Over the last few weeks, I’ve experienced a release in my spirit, a slow unfurling of my very soul, and I can feel my being finally unclenching itself and stretching out like a child after a lazy Sunday afternoon nap in the sun.
In a sense, an awakening is taking place, and in the deep void that social media left, gratitude has begun to trickle in and smooth out the edges. In the hours I had previously wasted watching other people live their lives, I have found a new appreciation for living my own. I read more books. I’ve made a habit of baking bread and inviting people around my table. I journal more fragments of poetry. I’ve cracked open old cookbooks and tried new recipes. I sit on the porch with my hands empty, eyes closed, and I simply listen.
If you’re anything like me, you might feel some of those same feelings every now and then. Perhaps other people’s social media portrayals make you feel like your marriage, your parenthood, your career, or your general life are just not shiny enough, not flawless enough, not meaningful enough. And when social media shows us greener grass every single day, it’s a little too easy to become dissatisfied, sad, and even depressed.
And I wonder if perhaps you don’t also wish for a release and a replenishment of gratitude.

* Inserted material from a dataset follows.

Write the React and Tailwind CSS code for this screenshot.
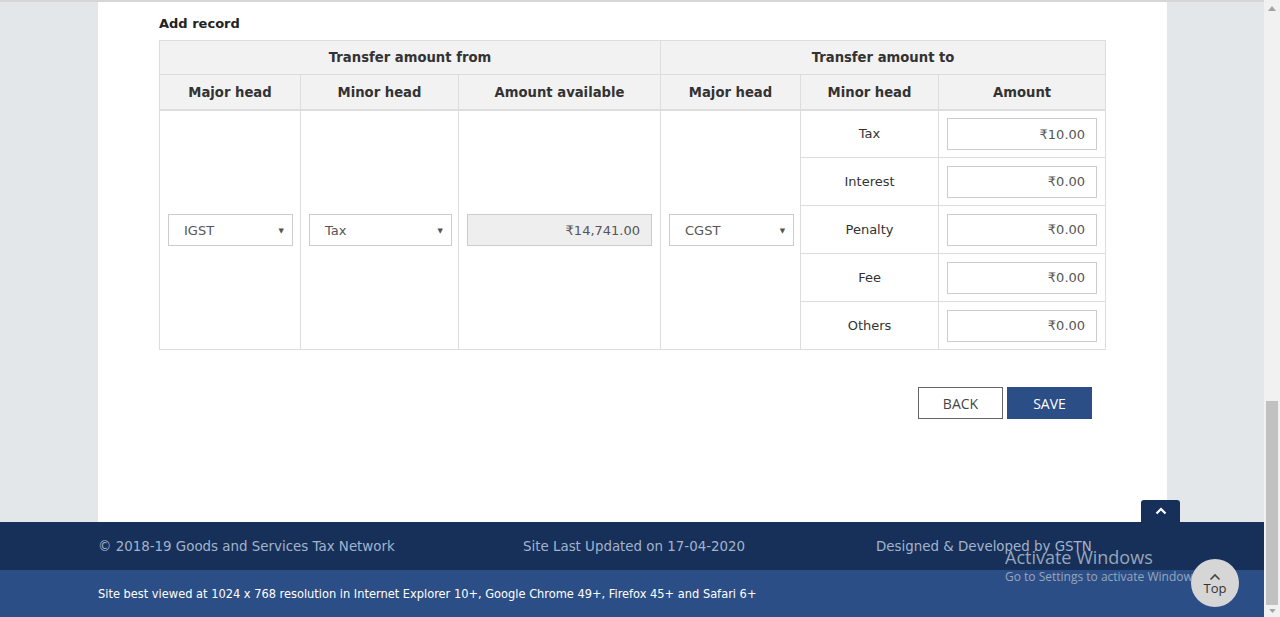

Social media, in and of itself, is not a bad thing. It only becomes a destructive tool when we fashion it in a way that feeds our discontentment. So I encourage you, if social media has taken over your life a little too much, start by taking a few small steps toward reclaiming a centered soul and a refreshed mind. Simple steps like setting a daily scroll limit, aiming for one tech-free hour every night, or turning off push notifications are all easy ways to begin clearing the digital clutter and quieting the noise long enough to realize just how much true goodness is in your life.
Friend, I encourage you, start today to create margin and fight for gratitude in your life. Because, social media aside, the gifts we have right in front of us will only exist for a season. Better to savor them than to glaze over them. For all too soon, they too will be gone.